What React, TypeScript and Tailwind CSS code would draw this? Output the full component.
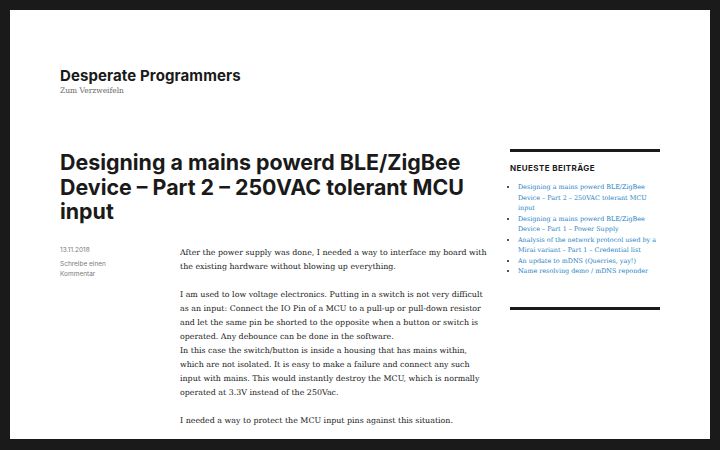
const recentPosts = [
  'Designing a mains powerd BLE/ZigBee Device – Part 2 – 250VAC tolerant MCU input',
  'Designing a mains powerd BLE/ZigBee Device – Part 1 – Power Supply',
  'Analysis of the network protocol used by a Mirai variant – Part 1 – Credential list',
  'An update to mDNS (Querries, yay!)',
  'Name resolving demo / mDNS reponder',
];

const sans = { fontFamily: 'Inter, "Open Sans", sans-serif' };
const serif = { fontFamily: '"DejaVu Serif", "Liberation Serif", serif' };

export default function App() {
  return (
    <div className="h-[450px] w-[720px] overflow-hidden bg-[#1a1a1a] p-[10px] pb-[11px]">
      <div className="h-full w-full bg-white px-[50px] pt-[57px]">
        <header style={sans}>
          <h1 className="text-[15px] font-bold leading-[18px] tracking-[0.1px] text-[#1a1a1a]">
            Desperate Programmers
          </h1>
          <p className="mt-[1px] text-[7.5px] leading-[10px] text-[#686868]" style={serif}>
            Zum Verzweifeln
          </p>
        </header>

        <div className="mt-[54px] flex">
          <main className="w-[420px]">
            <h2
              className="text-[21.4px] font-bold leading-[24.5px] text-[#1a1a1a]"
              style={sans}
            >
              Designing a mains powerd BLE/ZigBee Device – Part 2 – 250VAC tolerant MCU input
            </h2>
            <div className="mt-[22px] flex">
              <div className="w-[120px] shrink-0 text-[6.5px] leading-[10px] text-[#7a7a7a]" style={sans}>
                <p className="mt-[-1px]">13.11.2018</p>
                <p className="mt-[4px] w-[60px]">Schreibe einen Kommentar</p>
              </div>
              <div className="w-[312px] shrink-0 text-[7.9px] leading-[14px] text-[#1a1a1a]" style={serif}>
                <p>
                  After the power supply was done, I needed a way to interface my board with the
                  existing hardware without blowing up everything.
                </p>
                <p className="mt-[14px]">
                  I am used to low voltage electronics. Putting in a switch is not very difficult
                  as an input: Connect the IO Pin of a MCU to a pull-up or pull-down resistor and
                  let the same pin be shorted to the opposite when a button or switch is operated.
                  Any debounce can be done in the software.
                  <br />
                  In this case the switch/button is inside a housing that has mains within, which
                  are not isolated. It is easy to make a failure and connect any such input with
                  mains. This would instantly destroy the MCU, which is normally operated at 3.3V
                  instead of the 250Vac.
                </p>
                <p className="mt-[14px]">
                  I needed a way to protect the MCU input pins against this situation.
                </p>
              </div>
            </div>
          </main>

          <aside className="ml-[30px] mt-[-1px] w-[150px]">
            <section className="border-t-[3px] border-[#1a1a1a] pt-[10px]">
              <h3
                className="text-[8px] font-bold uppercase leading-[12px] tracking-[0.4px] text-[#1a1a1a]"
                style={sans}
              >
                Neueste Beiträge
              </h3>
              <ul
                className="mt-[8px] list-disc pl-[8px] text-[6.4px] leading-[10.5px] text-[#2682c4] marker:text-[#1a1a1a]"
                style={serif}
              >
                {recentPosts.map((title) => (
                  <li key={title}>{title}</li>
                ))}
              </ul>
            </section>
            <div className="mt-[30px] border-t-[3px] border-[#1a1a1a]" />
          </aside>
        </div>
      </div>
    </div>
  );
}
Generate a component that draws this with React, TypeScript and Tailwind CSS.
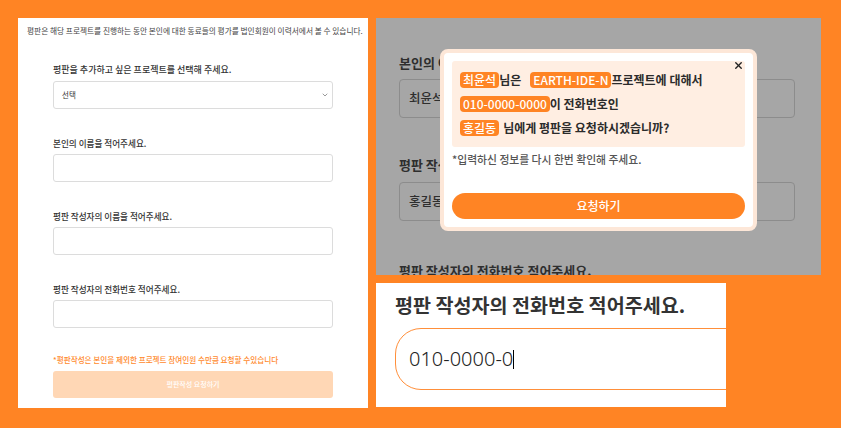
import { ChevronDown, X } from 'lucide-react';

const fields = ['본인의 이름을 적어주세요.', '평판 작성자의 이름을 적어주세요.', '평판 작성자의 전화번호 적어주세요.'];

function Chip({ children }: { children: string }) {
  return (
    <span className="inline-flex items-center h-[16px] px-[3px] rounded-[4px] bg-[#FF8424] text-white font-medium">
      {children}
    </span>
  );
}

function FormPanel() {
  return (
    <div className="w-[350px] h-[390px] bg-white flex flex-col">
      <p className="mt-[8px] pl-[9px] h-[10px] leading-[10px] text-[7.7px] text-[#444] whitespace-nowrap">
        평판은 해당 프로젝트를 진행하는 동안 본인에 대한 동료들의 평가를 법인회원이 이력서에서 볼 수 있습니다.
      </p>
      <div className="pl-[35px] mt-[28px] flex flex-col gap-[28px]">
        <div className="flex flex-col gap-[5px]">
          <label className="h-[12px] leading-[12px] text-[9px] font-medium text-[#333]">
            평판을 추가하고 싶은 프로젝트를 선택해 주세요.
          </label>
          <div className="w-[280px] h-[28px] border border-[#dcdcdc] rounded-[3px] flex items-center justify-between pl-[8px] pr-[3px]">
            <span className="text-[7.5px] text-[#333]">선택</span>
            <ChevronDown size={8} strokeWidth={2} className="text-[#666]" />
          </div>
        </div>
        {fields.map((f) => (
          <div key={f} className="flex flex-col gap-[5px]">
            <label className="h-[12px] leading-[12px] text-[8.6px] font-medium text-[#333]">{f}</label>
            <div className="w-[280px] h-[28px] border border-[#dcdcdc] rounded-[3px]" />
          </div>
        ))}
      </div>
      <p className="pl-[35px] mt-[27px] h-[10px] leading-[10px] text-[7.6px] font-medium text-[#FF8A2E]">
        *평판작성은 본인을 제외한 프로젝트 참여인원 수만큼 요청할 수있습니다
      </p>
      <div className="ml-[35px] mt-[6px] w-[280px] h-[27px] rounded-[3px] bg-[#FFD7B5] flex items-center justify-center text-[7px] font-medium text-white">
        평판작성 요청하기
      </div>
    </div>
  );
}

function ModalPanel() {
  return (
    <div className="relative w-[445px] h-[257px] bg-[#a6a6a6] overflow-hidden">
      <div className="pl-[23px] flex flex-col text-[#2e2e2e]">
        <p className="mt-[37px] h-[16px] leading-[16px] text-[13px] font-semibold">본인의 이름을 적어주세요.</p>
        <div className="mt-[8px] w-[396px] h-[39px] border border-[#8c8c8c] rounded-[4px] flex items-center pl-[9px] text-[12.5px] font-medium">
          최윤석
        </div>
        <p className="mt-[39px] h-[16px] leading-[16px] text-[13px] font-semibold">평판 작성자의 이름을 적어주세요.</p>
        <div className="mt-[9px] w-[396px] h-[39px] border border-[#8c8c8c] rounded-[4px] flex items-center pl-[9px] text-[12.5px] font-medium">
          홍길동
        </div>
        <p className="mt-[42px] h-[16px] leading-[16px] text-[13px] font-semibold">평판 작성자의 전화번호 적어주세요.</p>
      </div>

      <div className="absolute left-[64px] top-[31px] w-[317px] h-[182px] bg-white border-4 border-[#fde7d8] rounded-[8px] p-[8px] flex flex-col">
        <div className="relative h-[86px] bg-[#FFEEE2] rounded-[3px] pl-[8px] pt-[11px] flex flex-col gap-[8px] text-[12px] font-semibold text-[#2b2b2b]">
          <button className="absolute right-[1px] top-[-1px] text-[#222]">
            <X size={11} strokeWidth={3} />
          </button>
          <div className="h-[16px] flex items-center whitespace-nowrap">
            <Chip>최윤석</Chip>
            <span>님은</span>
            <span className="w-[9px]" />
            <Chip>EARTH-IDE-N</Chip>
            <span>프로젝트에 대해서</span>
          </div>
          <div className="h-[16px] flex items-center whitespace-nowrap">
            <Chip>010-0000-0000</Chip>
            <span>이 전화번호인</span>
          </div>
          <div className="h-[16px] flex items-center whitespace-nowrap">
            <Chip>홍길동</Chip>
            <span className="ml-[4px]">님에게 평판을 요청하시겠습니까?</span>
          </div>
        </div>
        <p className="mt-[5px] h-[14px] leading-[14px] text-[10.8px] font-medium text-[#555]">
          *입력하신 정보를 다시 한번 확인해 주세요.
        </p>
        <div className="mt-auto h-[26px] rounded-full bg-[#FF8424] flex items-center justify-center text-[12px] font-medium text-white">
          요청하기
        </div>
      </div>
    </div>
  );
}

function ZoomPanel() {
  return (
    <div className="w-[350px] h-[124px] bg-white overflow-hidden flex flex-col pl-[19px]">
      <p className="mt-[10px] h-[24px] leading-[24px] text-[19.6px] font-semibold text-[#333] whitespace-nowrap">
        평판 작성자의 전화번호 적어주세요.
      </p>
      <div className="mt-[11px] w-[360px] h-[62px] shrink-0 border border-[#FF8F3A] rounded-[26px] flex items-center pl-[13px]">
        <span className="font-['Noto_Sans',sans-serif] text-[20px] font-light text-[#222]">010-0000-0</span>
        <span className="w-[1px] h-[19px] bg-black" />
      </div>
    </div>
  );
}

export default function App() {
  return (
    <div className="w-[841px] h-[428px] bg-[#FF8424] flex gap-[8px] pl-[18px] pt-[18px] font-['Noto_Sans_CJK_KR','Noto_Sans',sans-serif]">
      <FormPanel />
      <div className="flex flex-col gap-[8px]">
        <ModalPanel />
        <ZoomPanel />
      </div>
    </div>
  );
}
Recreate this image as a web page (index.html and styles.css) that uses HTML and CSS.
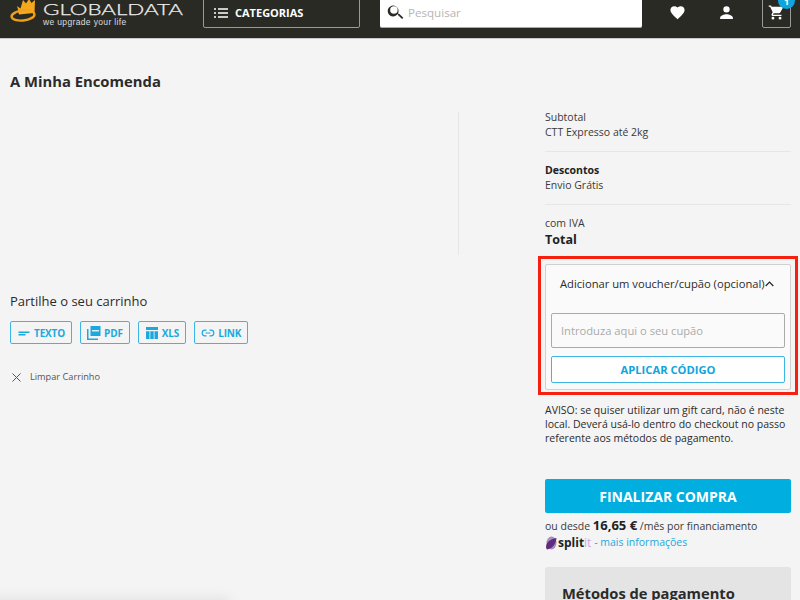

------------------------------------------------------------------------

* _Your goal_: Look over the material above and show each line where "would" appears.

* _Answer to this exercise_:
What React, TypeScript and Tailwind CSS code would draw this? Output the full component.
                  mains. This would instantly destroy the MCU, which is normally operated at 3.3V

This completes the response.